The four wheel drive control used a simple lever, without requiring a stop, and lit an indicator lamp when active. Jeep advertised it as having the biggest cargo area and largest tailgate opening of any wagon in its wheelbase class; it could handle seven foot long ladders, lying flat. It also had the lowest tailgate of any four wheel drive wagon for easy loading. The steering was improved for 1965 for less effort.
* 81 inch wheelbase; for 101 inch wheelbase turning radius was 21.3 feet, and weight was 2,336 lb
** 4x4; RWD, 3,500 lb
Forward Control trucks were work vehicles with pickup beds, as well as Jeep-tested-and-endorsed specialized bodies from other suppliers including tow trucks, fire trucks, and even dump trucks; military versions of these trucks were also sold (M676, modified civilian FC; M677, four-door crew cab; M678, FC van; and MC679, ambulance.) Reportedly only about a thousand of the Forward Control trucks were built for civilian use each year, and the civilian line was dropped in 1966. Mahindra started producing FC-150 models in India, after assembling Jeeps from knockdown kits starting in 1947. The FC-150 was powered by a four cylinder, the FC-170 by a six.

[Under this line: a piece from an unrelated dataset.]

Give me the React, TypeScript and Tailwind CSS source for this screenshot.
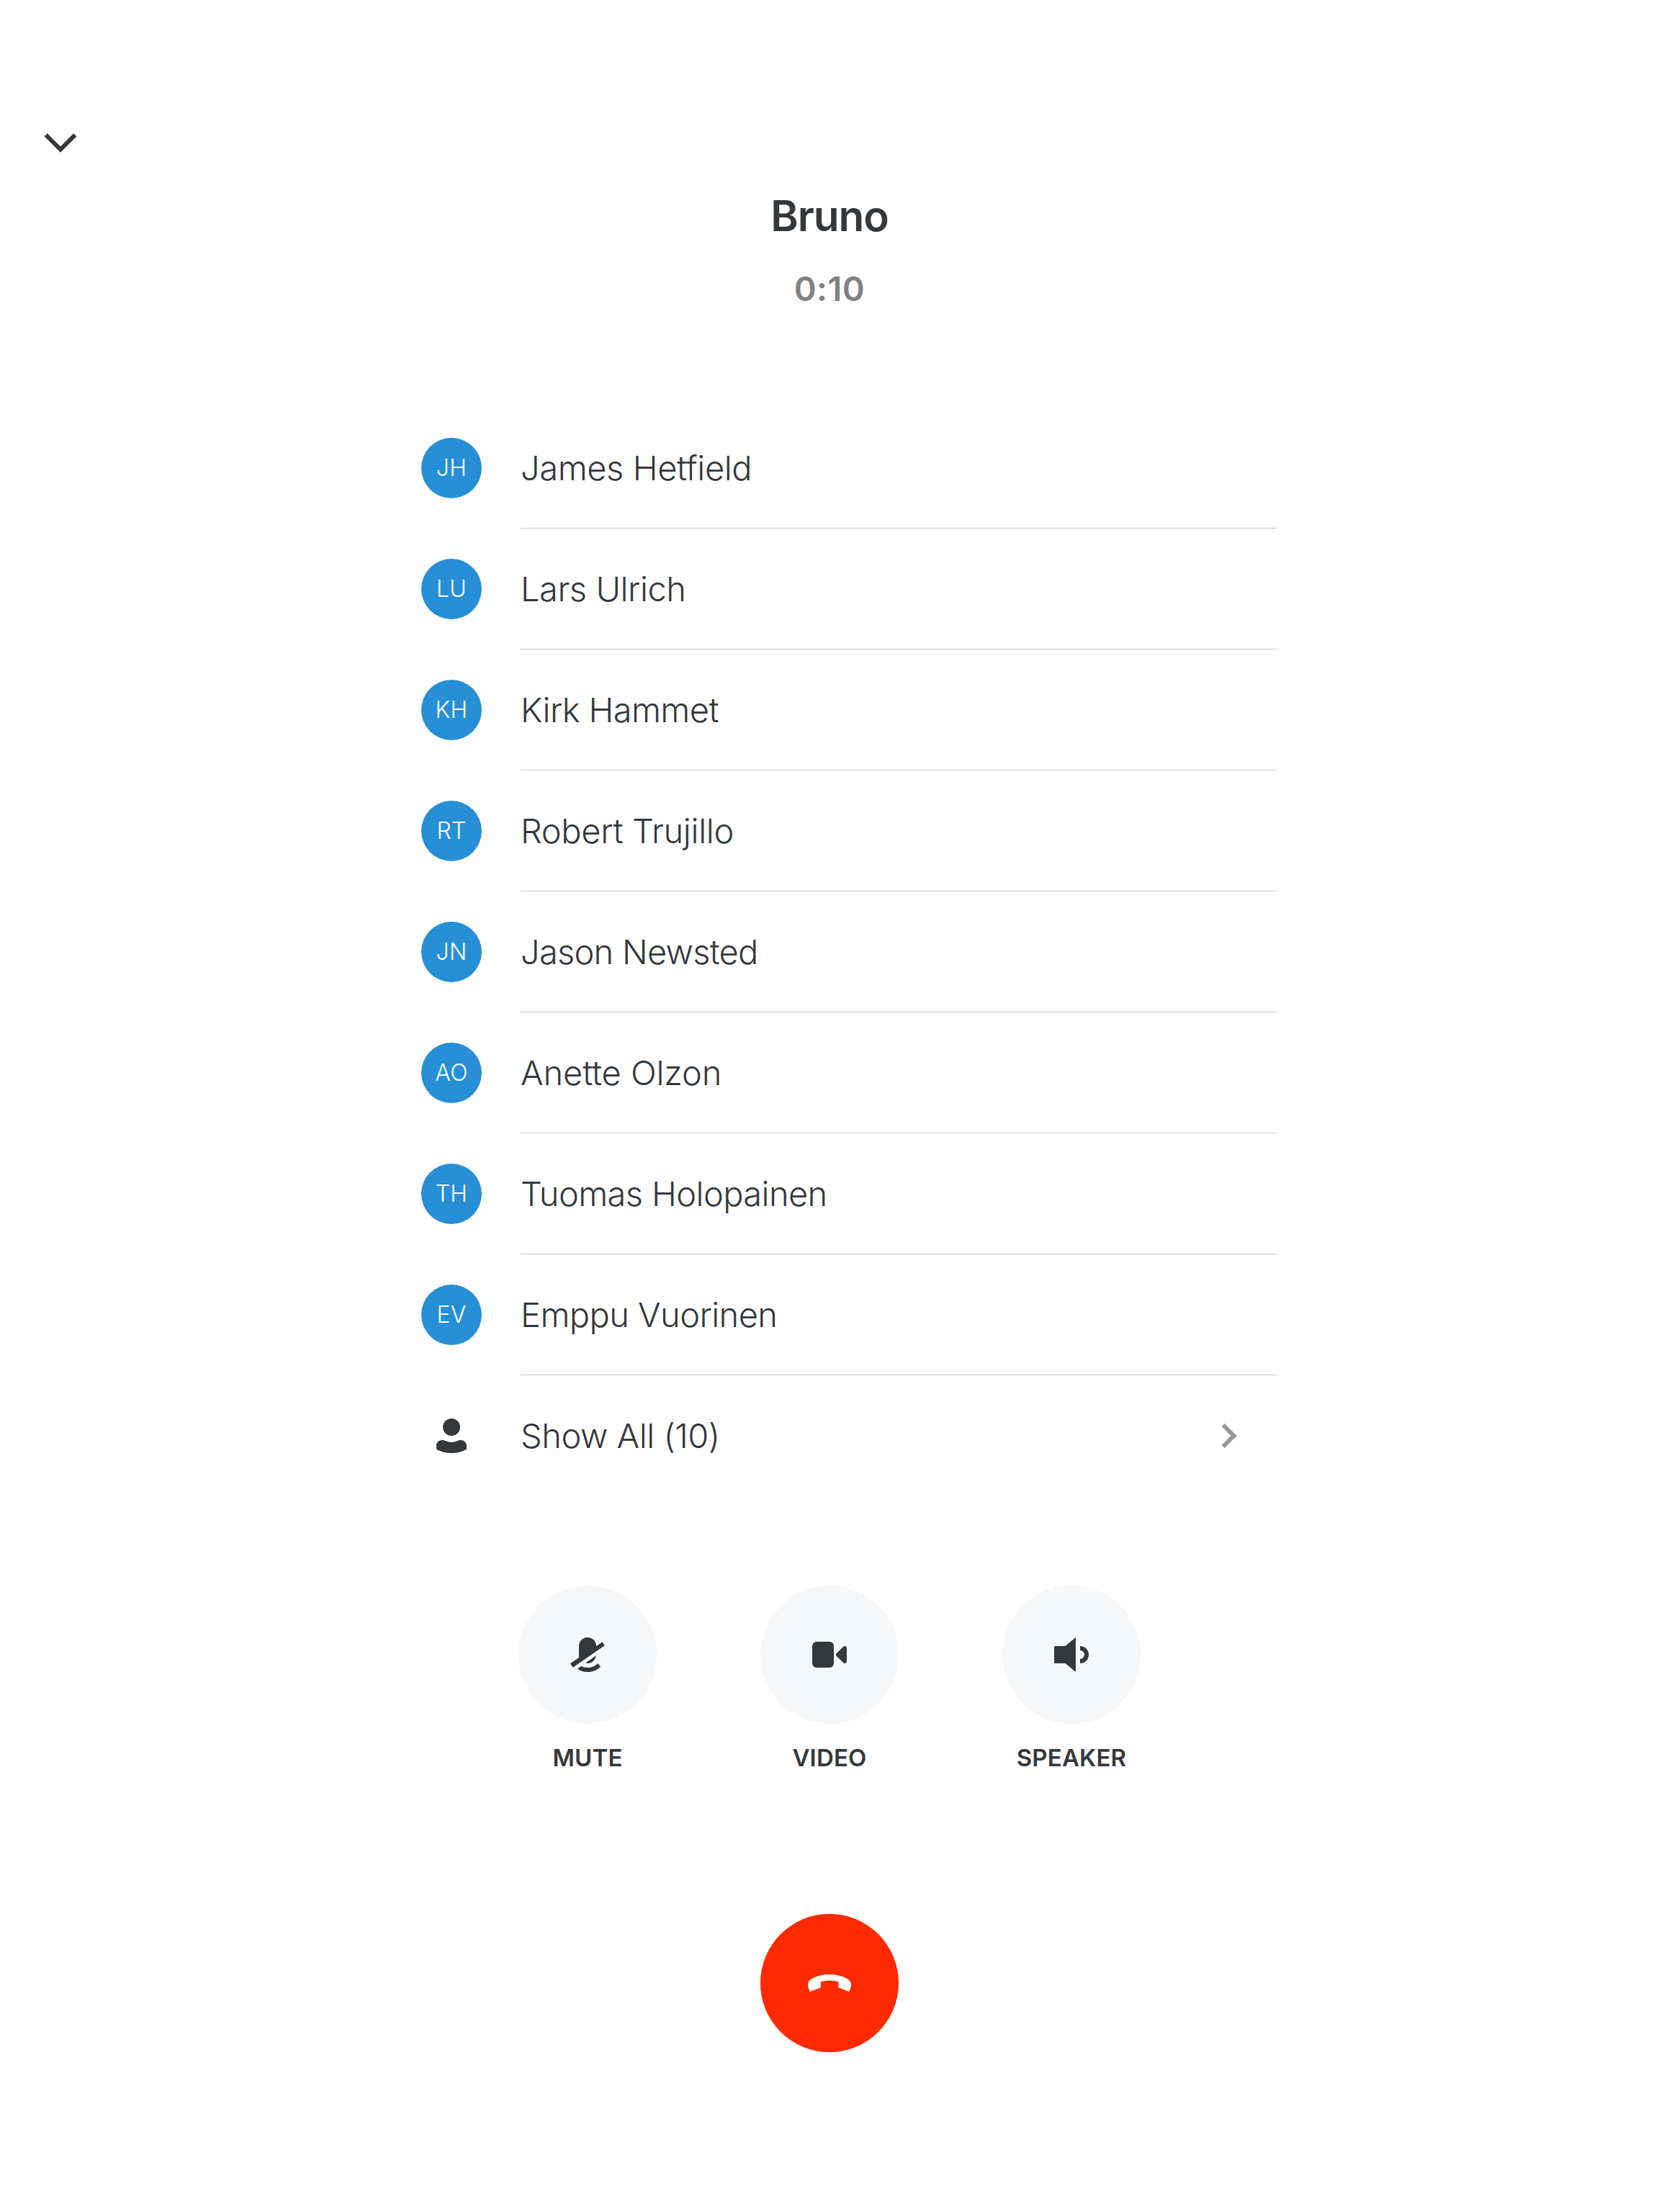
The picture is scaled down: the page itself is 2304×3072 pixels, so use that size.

The F134 Jeep station wagon, pickup, and panel van were dropped in 1965.
Military vehicles also included the M606, mentioned earlier, and the Kaiser M715, a military truck used for transportation, command and communication, and towing; it was off-road-capable and could cross water as far as 30 inches deep, and could even go through 60 inch water with a special deep-water kit.